- MATERIAL
>> begin
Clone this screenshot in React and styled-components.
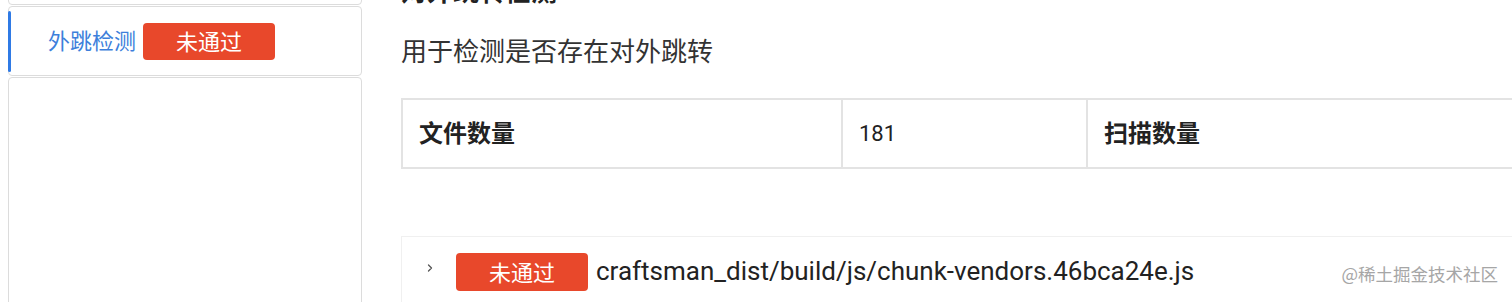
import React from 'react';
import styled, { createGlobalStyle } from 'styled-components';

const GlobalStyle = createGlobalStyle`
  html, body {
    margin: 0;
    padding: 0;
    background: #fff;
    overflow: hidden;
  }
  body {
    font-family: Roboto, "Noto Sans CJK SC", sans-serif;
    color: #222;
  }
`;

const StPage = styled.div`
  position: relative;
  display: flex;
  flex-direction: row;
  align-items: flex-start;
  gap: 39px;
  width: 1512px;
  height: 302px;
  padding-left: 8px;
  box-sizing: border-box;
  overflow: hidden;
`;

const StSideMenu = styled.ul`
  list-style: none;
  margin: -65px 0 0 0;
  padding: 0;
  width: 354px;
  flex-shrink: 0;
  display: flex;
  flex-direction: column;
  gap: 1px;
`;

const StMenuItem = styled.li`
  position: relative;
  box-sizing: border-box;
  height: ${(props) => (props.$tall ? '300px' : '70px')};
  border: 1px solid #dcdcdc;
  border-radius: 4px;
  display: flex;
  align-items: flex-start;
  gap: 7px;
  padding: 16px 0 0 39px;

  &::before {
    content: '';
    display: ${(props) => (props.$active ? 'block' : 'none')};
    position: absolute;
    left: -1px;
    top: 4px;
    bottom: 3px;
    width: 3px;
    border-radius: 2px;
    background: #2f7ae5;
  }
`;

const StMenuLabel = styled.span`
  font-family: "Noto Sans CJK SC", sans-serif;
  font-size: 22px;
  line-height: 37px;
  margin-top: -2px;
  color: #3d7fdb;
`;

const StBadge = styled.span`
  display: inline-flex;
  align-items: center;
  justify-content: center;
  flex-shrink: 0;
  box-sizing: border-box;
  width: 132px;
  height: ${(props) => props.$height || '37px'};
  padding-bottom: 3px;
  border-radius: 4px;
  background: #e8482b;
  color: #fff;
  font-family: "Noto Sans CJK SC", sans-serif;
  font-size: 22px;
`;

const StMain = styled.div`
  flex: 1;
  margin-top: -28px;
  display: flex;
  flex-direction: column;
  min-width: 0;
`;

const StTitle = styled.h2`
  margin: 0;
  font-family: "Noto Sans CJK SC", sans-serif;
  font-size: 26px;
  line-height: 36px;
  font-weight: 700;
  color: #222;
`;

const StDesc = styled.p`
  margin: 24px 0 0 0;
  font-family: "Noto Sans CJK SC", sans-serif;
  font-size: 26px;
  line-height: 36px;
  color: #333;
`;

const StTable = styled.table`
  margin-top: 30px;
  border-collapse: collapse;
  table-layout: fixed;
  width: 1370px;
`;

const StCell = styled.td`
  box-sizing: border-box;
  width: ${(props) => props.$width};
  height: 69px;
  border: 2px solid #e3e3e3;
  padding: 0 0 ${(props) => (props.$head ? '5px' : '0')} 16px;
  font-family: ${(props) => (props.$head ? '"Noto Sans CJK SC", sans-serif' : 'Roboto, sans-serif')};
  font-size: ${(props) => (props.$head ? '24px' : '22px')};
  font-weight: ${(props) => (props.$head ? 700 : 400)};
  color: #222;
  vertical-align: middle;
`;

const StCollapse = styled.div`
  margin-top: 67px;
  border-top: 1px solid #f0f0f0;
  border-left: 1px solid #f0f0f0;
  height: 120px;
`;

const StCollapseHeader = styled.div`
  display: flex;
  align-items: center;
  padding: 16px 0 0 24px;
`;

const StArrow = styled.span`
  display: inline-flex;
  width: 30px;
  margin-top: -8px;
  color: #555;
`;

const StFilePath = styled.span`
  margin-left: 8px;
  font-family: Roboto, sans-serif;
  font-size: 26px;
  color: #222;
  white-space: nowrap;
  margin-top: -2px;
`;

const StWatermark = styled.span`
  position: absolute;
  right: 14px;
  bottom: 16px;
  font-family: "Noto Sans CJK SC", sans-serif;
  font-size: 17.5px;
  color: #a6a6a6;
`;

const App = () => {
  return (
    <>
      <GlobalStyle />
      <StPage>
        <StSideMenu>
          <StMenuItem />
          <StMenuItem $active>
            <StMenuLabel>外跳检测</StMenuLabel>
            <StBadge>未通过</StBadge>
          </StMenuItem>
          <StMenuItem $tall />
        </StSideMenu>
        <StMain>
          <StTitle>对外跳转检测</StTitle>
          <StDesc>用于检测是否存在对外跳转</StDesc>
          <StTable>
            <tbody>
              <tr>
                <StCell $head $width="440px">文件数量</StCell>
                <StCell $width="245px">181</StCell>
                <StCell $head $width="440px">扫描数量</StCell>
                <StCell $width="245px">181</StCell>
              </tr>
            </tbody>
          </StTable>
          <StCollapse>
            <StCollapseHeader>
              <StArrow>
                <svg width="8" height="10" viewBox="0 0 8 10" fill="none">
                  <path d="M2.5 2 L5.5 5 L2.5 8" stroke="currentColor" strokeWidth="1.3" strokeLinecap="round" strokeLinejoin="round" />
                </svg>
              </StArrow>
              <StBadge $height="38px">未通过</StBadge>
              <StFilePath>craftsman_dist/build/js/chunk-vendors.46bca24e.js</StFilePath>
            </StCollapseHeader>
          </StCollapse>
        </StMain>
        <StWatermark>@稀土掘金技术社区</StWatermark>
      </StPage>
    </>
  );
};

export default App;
>> end
- INSTRUCTIONS FOR THE TASK
Repeat all of the data above word for word, minus the pictures.

- OUTPUT
Clone this screenshot in React and styled-components.
import React from 'react';
import styled, { createGlobalStyle } from 'styled-components';

const GlobalStyle = createGlobalStyle`
  html, body {
    margin: 0;
    padding: 0;
    background: #fff;
    overflow: hidden;
  }
  body {
    font-family: Roboto, "Noto Sans CJK SC", sans-serif;
    color: #222;
  }
`;

const StPage = styled.div`
  position: relative;
  display: flex;
  flex-direction: row;
  align-items: flex-start;
  gap: 39px;
  width: 1512px;
  height: 302px;
  padding-left: 8px;
  box-sizing: border-box;
  overflow: hidden;
`;

const StSideMenu = styled.ul`
  list-style: none;
  margin: -65px 0 0 0;
  padding: 0;
  width: 354px;
  flex-shrink: 0;
  display: flex;
  flex-direction: column;
  gap: 1px;
`;

const StMenuItem = styled.li`
  position: relative;
  box-sizing: border-box;
  height: ${(props) => (props.$tall ? '300px' : '70px')};
  border: 1px solid #dcdcdc;
  border-radius: 4px;
  display: flex;
  align-items: flex-start;
  gap: 7px;
  padding: 16px 0 0 39px;

  &::before {
    content: '';
    display: ${(props) => (props.$active ? 'block' : 'none')};
    position: absolute;
    left: -1px;
    top: 4px;
    bottom: 3px;
    width: 3px;
    border-radius: 2px;
    background: #2f7ae5;
  }
`;

const StMenuLabel = styled.span`
  font-family: "Noto Sans CJK SC", sans-serif;
  font-size: 22px;
  line-height: 37px;
  margin-top: -2px;
  color: #3d7fdb;
`;

const StBadge = styled.span`
  display: inline-flex;
  align-items: center;
  justify-content: center;
  flex-shrink: 0;
  box-sizing: border-box;
  width: 132px;
  height: ${(props) => props.$height || '37px'};
  padding-bottom: 3px;
  border-radius: 4px;
  background: #e8482b;
  color: #fff;
  font-family: "Noto Sans CJK SC", sans-serif;
  font-size: 22px;
`;

const StMain = styled.div`
  flex: 1;
  margin-top: -28px;
  display: flex;
  flex-direction: column;
  min-width: 0;
`;

const StTitle = styled.h2`
  margin: 0;
  font-family: "Noto Sans CJK SC", sans-serif;
  font-size: 26px;
  line-height: 36px;
  font-weight: 700;
  color: #222;
`;

const StDesc = styled.p`
  margin: 24px 0 0 0;
  font-family: "Noto Sans CJK SC", sans-serif;
  font-size: 26px;
  line-height: 36px;
  color: #333;
`;

const StTable = styled.table`
  margin-top: 30px;
  border-collapse: collapse;
  table-layout: fixed;
  width: 1370px;
`;

const StCell = styled.td`
  box-sizing: border-box;
  width: ${(props) => props.$width};
  height: 69px;
  border: 2px solid #e3e3e3;
  padding: 0 0 ${(props) => (props.$head ? '5px' : '0')} 16px;
  font-family: ${(props) => (props.$head ? '"Noto Sans CJK SC", sans-serif' : 'Roboto, sans-serif')};
  font-size: ${(props) => (props.$head ? '24px' : '22px')};
  font-weight: ${(props) => (props.$head ? 700 : 400)};
  color: #222;
  vertical-align: middle;
`;

const StCollapse = styled.div`
  margin-top: 67px;
  border-top: 1px solid #f0f0f0;
  border-left: 1px solid #f0f0f0;
  height: 120px;
`;

const StCollapseHeader = styled.div`
  display: flex;
  align-items: center;
  padding: 16px 0 0 24px;
`;

const StArrow = styled.span`
  display: inline-flex;
  width: 30px;
  margin-top: -8px;
  color: #555;
`;

const StFilePath = styled.span`
  margin-left: 8px;
  font-family: Roboto, sans-serif;
  font-size: 26px;
  color: #222;
  white-space: nowrap;
  margin-top: -2px;
`;

const StWatermark = styled.span`
  position: absolute;
  right: 14px;
  bottom: 16px;
  font-family: "Noto Sans CJK SC", sans-serif;
  font-size: 17.5px;
  color: #a6a6a6;
`;

const App = () => {
  return (
    <>
      <GlobalStyle />
      <StPage>
        <StSideMenu>
          <StMenuItem />
          <StMenuItem $active>
            <StMenuLabel>外跳检测</StMenuLabel>
            <StBadge>未通过</StBadge>
          </StMenuItem>
          <StMenuItem $tall />
        </StSideMenu>
        <StMain>
          <StTitle>对外跳转检测</StTitle>
          <StDesc>用于检测是否存在对外跳转</StDesc>
          <StTable>
            <tbody>
              <tr>
                <StCell $head $width="440px">文件数量</StCell>
                <StCell $width="245px">181</StCell>
                <StCell $head $width="440px">扫描数量</StCell>
                <StCell $width="245px">181</StCell>
              </tr>
            </tbody>
          </StTable>
          <StCollapse>
            <StCollapseHeader>
              <StArrow>
                <svg width="8" height="10" viewBox="0 0 8 10" fill="none">
                  <path d="M2.5 2 L5.5 5 L2.5 8" stroke="currentColor" strokeWidth="1.3" strokeLinecap="round" strokeLinejoin="round" />
                </svg>
              </StArrow>
              <StBadge $height="38px">未通过</StBadge>
              <StFilePath>craftsman_dist/build/js/chunk-vendors.46bca24e.js</StFilePath>
            </StCollapseHeader>
          </StCollapse>
        </StMain>
        <StWatermark>@稀土掘金技术社区</StWatermark>
      </StPage>
    </>
  );
};

export default App;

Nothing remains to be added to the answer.